Web page code records
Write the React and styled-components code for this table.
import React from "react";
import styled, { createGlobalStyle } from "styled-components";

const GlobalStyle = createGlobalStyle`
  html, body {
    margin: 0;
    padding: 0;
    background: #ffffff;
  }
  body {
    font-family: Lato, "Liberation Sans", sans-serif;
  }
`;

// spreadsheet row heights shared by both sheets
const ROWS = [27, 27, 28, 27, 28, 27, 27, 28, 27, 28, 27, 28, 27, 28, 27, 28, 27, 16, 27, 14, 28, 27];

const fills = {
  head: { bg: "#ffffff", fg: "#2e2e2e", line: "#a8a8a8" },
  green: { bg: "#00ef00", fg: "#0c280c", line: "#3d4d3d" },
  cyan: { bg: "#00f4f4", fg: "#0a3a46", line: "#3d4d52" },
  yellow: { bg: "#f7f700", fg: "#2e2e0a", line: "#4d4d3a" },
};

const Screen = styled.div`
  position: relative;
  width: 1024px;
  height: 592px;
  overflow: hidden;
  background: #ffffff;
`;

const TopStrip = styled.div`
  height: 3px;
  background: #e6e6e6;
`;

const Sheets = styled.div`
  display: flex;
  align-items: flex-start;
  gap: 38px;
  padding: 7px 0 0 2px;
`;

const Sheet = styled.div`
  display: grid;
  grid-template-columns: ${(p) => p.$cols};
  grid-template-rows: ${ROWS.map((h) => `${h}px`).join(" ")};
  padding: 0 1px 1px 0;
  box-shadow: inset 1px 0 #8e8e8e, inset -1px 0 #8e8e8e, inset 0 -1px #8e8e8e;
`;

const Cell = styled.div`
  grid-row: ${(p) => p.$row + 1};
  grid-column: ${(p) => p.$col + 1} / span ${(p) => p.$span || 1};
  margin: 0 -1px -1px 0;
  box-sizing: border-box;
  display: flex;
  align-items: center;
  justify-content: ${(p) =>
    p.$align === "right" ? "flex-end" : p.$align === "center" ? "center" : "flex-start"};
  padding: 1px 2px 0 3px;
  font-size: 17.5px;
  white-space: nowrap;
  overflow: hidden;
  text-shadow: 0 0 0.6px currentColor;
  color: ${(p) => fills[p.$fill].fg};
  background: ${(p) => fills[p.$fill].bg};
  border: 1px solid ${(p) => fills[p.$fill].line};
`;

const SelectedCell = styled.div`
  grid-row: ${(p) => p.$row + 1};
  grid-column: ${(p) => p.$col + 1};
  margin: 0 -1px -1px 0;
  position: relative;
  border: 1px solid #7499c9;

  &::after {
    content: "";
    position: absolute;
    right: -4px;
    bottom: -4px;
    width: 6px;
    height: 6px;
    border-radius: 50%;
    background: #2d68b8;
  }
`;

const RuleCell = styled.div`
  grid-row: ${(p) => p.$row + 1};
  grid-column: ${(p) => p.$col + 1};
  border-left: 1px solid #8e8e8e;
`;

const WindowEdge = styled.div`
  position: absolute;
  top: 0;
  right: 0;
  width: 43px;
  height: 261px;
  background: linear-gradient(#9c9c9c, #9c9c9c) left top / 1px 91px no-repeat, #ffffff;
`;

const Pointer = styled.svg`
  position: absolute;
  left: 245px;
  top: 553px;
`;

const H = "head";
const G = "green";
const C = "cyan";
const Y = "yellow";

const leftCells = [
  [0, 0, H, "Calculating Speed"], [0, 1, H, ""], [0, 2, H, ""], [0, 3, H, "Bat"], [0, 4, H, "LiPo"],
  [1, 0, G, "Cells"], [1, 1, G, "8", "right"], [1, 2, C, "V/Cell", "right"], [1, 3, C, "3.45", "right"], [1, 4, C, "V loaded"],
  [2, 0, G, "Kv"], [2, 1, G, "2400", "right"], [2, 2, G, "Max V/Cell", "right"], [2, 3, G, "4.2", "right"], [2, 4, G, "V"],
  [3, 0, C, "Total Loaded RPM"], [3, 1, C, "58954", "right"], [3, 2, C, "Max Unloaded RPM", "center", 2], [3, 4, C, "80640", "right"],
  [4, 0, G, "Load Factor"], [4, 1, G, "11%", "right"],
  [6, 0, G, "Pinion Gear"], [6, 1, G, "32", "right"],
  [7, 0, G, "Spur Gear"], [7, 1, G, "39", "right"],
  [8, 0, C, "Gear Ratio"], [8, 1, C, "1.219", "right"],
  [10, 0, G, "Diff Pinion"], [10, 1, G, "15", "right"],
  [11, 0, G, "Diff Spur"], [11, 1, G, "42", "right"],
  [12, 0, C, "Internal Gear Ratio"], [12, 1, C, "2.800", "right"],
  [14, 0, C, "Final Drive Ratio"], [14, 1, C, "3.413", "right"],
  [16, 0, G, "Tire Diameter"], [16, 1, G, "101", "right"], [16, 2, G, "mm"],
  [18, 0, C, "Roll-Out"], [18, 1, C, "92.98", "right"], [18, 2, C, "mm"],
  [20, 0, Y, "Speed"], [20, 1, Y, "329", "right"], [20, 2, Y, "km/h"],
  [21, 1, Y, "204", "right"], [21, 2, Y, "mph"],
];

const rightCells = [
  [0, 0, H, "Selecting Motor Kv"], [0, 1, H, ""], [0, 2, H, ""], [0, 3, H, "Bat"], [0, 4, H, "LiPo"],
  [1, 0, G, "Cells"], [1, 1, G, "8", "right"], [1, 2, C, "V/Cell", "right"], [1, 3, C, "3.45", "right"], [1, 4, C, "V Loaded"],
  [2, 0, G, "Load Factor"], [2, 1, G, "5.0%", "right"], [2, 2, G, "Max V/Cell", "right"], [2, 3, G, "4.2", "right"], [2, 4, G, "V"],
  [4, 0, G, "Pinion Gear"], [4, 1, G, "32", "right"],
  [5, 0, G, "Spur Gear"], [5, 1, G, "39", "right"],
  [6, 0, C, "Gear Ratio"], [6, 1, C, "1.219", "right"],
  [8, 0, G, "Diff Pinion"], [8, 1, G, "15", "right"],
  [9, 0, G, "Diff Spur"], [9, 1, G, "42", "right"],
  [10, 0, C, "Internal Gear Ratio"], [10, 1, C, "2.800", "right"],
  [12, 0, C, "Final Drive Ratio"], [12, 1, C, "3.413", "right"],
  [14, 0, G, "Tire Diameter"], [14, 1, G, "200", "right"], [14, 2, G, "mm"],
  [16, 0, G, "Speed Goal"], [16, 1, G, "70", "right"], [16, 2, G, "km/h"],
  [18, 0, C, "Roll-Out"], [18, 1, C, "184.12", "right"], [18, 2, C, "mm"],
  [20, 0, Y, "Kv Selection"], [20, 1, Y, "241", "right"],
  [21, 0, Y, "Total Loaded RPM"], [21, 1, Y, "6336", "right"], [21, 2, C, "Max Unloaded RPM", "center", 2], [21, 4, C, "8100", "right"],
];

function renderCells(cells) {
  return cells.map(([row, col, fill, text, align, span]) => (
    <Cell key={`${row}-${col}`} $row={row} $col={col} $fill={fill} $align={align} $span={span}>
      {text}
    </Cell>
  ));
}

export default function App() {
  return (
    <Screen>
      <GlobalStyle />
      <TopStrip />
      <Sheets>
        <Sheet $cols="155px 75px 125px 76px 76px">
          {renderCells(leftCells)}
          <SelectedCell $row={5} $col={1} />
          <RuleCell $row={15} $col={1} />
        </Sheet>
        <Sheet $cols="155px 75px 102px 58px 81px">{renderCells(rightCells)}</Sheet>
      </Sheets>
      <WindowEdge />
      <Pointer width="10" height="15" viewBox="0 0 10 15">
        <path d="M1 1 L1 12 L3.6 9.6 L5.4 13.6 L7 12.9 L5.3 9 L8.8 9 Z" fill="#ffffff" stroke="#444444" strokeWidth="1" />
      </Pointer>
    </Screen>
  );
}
* * *
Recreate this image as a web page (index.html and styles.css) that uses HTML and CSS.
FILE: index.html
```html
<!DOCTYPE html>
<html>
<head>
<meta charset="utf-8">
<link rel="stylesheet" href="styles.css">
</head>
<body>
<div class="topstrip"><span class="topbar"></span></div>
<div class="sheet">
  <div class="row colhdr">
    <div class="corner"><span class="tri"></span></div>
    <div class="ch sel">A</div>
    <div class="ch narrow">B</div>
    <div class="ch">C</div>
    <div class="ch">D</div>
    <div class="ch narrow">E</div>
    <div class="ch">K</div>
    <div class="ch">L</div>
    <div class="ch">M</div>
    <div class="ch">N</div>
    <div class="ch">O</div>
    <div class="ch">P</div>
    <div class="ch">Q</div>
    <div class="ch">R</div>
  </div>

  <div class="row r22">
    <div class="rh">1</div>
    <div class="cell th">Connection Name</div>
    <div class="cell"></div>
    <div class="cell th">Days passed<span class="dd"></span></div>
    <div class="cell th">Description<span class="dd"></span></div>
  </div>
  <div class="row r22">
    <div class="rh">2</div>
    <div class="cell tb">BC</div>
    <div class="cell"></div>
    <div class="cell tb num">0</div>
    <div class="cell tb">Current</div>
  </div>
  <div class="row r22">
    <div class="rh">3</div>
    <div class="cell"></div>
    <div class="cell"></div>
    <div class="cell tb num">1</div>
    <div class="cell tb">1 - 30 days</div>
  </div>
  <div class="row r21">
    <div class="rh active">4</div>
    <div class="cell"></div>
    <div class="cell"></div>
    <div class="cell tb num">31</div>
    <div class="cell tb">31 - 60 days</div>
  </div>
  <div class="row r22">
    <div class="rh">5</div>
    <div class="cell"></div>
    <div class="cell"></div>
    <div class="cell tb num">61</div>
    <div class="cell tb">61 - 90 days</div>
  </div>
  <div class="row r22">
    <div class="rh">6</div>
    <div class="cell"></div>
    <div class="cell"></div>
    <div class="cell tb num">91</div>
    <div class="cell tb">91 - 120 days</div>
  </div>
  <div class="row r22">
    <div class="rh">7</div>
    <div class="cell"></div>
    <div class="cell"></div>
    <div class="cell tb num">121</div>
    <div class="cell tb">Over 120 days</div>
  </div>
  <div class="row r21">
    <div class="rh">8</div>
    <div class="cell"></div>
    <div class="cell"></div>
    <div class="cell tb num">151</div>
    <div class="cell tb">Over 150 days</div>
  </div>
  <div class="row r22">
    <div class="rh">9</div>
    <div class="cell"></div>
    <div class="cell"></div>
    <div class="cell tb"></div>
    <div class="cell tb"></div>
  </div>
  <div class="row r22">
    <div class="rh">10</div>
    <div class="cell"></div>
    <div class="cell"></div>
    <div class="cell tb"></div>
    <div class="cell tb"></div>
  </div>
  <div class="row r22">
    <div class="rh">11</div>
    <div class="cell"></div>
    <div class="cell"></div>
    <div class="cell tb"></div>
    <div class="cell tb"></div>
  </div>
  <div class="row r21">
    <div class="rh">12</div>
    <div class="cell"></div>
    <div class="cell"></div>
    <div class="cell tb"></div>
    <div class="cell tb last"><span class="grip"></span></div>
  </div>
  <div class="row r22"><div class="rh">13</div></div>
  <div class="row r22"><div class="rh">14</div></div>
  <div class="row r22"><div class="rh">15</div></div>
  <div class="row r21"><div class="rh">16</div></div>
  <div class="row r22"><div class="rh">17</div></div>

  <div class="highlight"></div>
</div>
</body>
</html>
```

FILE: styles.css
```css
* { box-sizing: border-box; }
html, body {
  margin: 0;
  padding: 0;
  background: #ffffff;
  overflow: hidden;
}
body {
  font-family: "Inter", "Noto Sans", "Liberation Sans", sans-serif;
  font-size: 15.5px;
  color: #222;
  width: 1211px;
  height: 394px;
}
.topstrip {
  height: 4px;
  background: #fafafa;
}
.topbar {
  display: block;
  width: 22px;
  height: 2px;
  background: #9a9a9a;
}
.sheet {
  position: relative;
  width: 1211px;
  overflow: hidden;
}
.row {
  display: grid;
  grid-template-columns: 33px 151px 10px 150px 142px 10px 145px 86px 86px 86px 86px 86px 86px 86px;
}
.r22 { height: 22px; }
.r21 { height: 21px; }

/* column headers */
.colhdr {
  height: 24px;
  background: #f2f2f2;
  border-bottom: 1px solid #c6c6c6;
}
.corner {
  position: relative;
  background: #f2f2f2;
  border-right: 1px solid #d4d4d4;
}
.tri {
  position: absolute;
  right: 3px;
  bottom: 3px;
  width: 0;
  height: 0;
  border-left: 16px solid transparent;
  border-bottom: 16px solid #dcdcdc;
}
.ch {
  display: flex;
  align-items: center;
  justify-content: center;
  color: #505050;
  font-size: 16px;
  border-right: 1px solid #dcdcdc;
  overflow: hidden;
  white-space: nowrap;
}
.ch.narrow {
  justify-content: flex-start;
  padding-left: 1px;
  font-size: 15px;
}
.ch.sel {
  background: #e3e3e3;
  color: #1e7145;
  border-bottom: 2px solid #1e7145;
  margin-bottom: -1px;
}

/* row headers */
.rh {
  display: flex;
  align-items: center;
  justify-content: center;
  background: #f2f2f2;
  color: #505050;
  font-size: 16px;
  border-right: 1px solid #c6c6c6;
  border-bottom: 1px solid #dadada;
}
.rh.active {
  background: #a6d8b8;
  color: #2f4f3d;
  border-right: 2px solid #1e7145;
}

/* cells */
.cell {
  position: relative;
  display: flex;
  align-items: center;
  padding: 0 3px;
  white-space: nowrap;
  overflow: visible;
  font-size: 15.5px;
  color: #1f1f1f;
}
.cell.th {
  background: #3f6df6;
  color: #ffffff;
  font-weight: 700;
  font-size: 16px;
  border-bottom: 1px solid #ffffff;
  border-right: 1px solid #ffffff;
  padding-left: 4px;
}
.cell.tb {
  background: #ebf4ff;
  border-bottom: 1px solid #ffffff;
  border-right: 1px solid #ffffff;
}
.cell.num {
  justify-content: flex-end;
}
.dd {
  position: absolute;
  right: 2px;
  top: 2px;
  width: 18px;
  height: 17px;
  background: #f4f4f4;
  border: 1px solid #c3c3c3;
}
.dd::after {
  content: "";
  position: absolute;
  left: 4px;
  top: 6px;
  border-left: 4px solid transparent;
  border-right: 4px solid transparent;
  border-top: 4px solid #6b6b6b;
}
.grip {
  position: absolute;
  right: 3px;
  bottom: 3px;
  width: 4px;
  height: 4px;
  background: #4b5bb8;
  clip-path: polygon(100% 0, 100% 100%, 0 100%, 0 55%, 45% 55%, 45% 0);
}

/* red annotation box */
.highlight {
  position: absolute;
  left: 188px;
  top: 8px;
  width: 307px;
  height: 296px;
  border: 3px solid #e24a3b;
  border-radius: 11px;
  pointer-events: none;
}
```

**TASK DETAILS:** Output the lines of the records above exactly as they appear, from the line containing "Write the React" through the line containing "border: 1px solid #7499c9;".

**EXERCISE RESPONSE:**
Write the React and styled-components code for this table.
import React from "react";
import styled, { createGlobalStyle } from "styled-components";

const GlobalStyle = createGlobalStyle`
  html, body {
    margin: 0;
    padding: 0;
    background: #ffffff;
  }
  body {
    font-family: Lato, "Liberation Sans", sans-serif;
  }
`;

// spreadsheet row heights shared by both sheets
const ROWS = [27, 27, 28, 27, 28, 27, 27, 28, 27, 28, 27, 28, 27, 28, 27, 28, 27, 16, 27, 14, 28, 27];

const fills = {
  head: { bg: "#ffffff", fg: "#2e2e2e", line: "#a8a8a8" },
  green: { bg: "#00ef00", fg: "#0c280c", line: "#3d4d3d" },
  cyan: { bg: "#00f4f4", fg: "#0a3a46", line: "#3d4d52" },
  yellow: { bg: "#f7f700", fg: "#2e2e0a", line: "#4d4d3a" },
};

const Screen = styled.div`
  position: relative;
  width: 1024px;
  height: 592px;
  overflow: hidden;
  background: #ffffff;
`;

const TopStrip = styled.div`
  height: 3px;
  background: #e6e6e6;
`;

const Sheets = styled.div`
  display: flex;
  align-items: flex-start;
  gap: 38px;
  padding: 7px 0 0 2px;
`;

const Sheet = styled.div`
  display: grid;
  grid-template-columns: ${(p) => p.$cols};
  grid-template-rows: ${ROWS.map((h) => `${h}px`).join(" ")};
  padding: 0 1px 1px 0;
  box-shadow: inset 1px 0 #8e8e8e, inset -1px 0 #8e8e8e, inset 0 -1px #8e8e8e;
`;

const Cell = styled.div`
  grid-row: ${(p) => p.$row + 1};
  grid-column: ${(p) => p.$col + 1} / span ${(p) => p.$span || 1};
  margin: 0 -1px -1px 0;
  box-sizing: border-box;
  display: flex;
  align-items: center;
  justify-content: ${(p) =>
    p.$align === "right" ? "flex-end" : p.$align === "center" ? "center" : "flex-start"};
  padding: 1px 2px 0 3px;
  font-size: 17.5px;
  white-space: nowrap;
  overflow: hidden;
  text-shadow: 0 0 0.6px currentColor;
  color: ${(p) => fills[p.$fill].fg};
  background: ${(p) => fills[p.$fill].bg};
  border: 1px solid ${(p) => fills[p.$fill].line};
`;

const SelectedCell = styled.div`
  grid-row: ${(p) => p.$row + 1};
  grid-column: ${(p) => p.$col + 1};
  margin: 0 -1px -1px 0;
  position: relative;
  border: 1px solid #7499c9;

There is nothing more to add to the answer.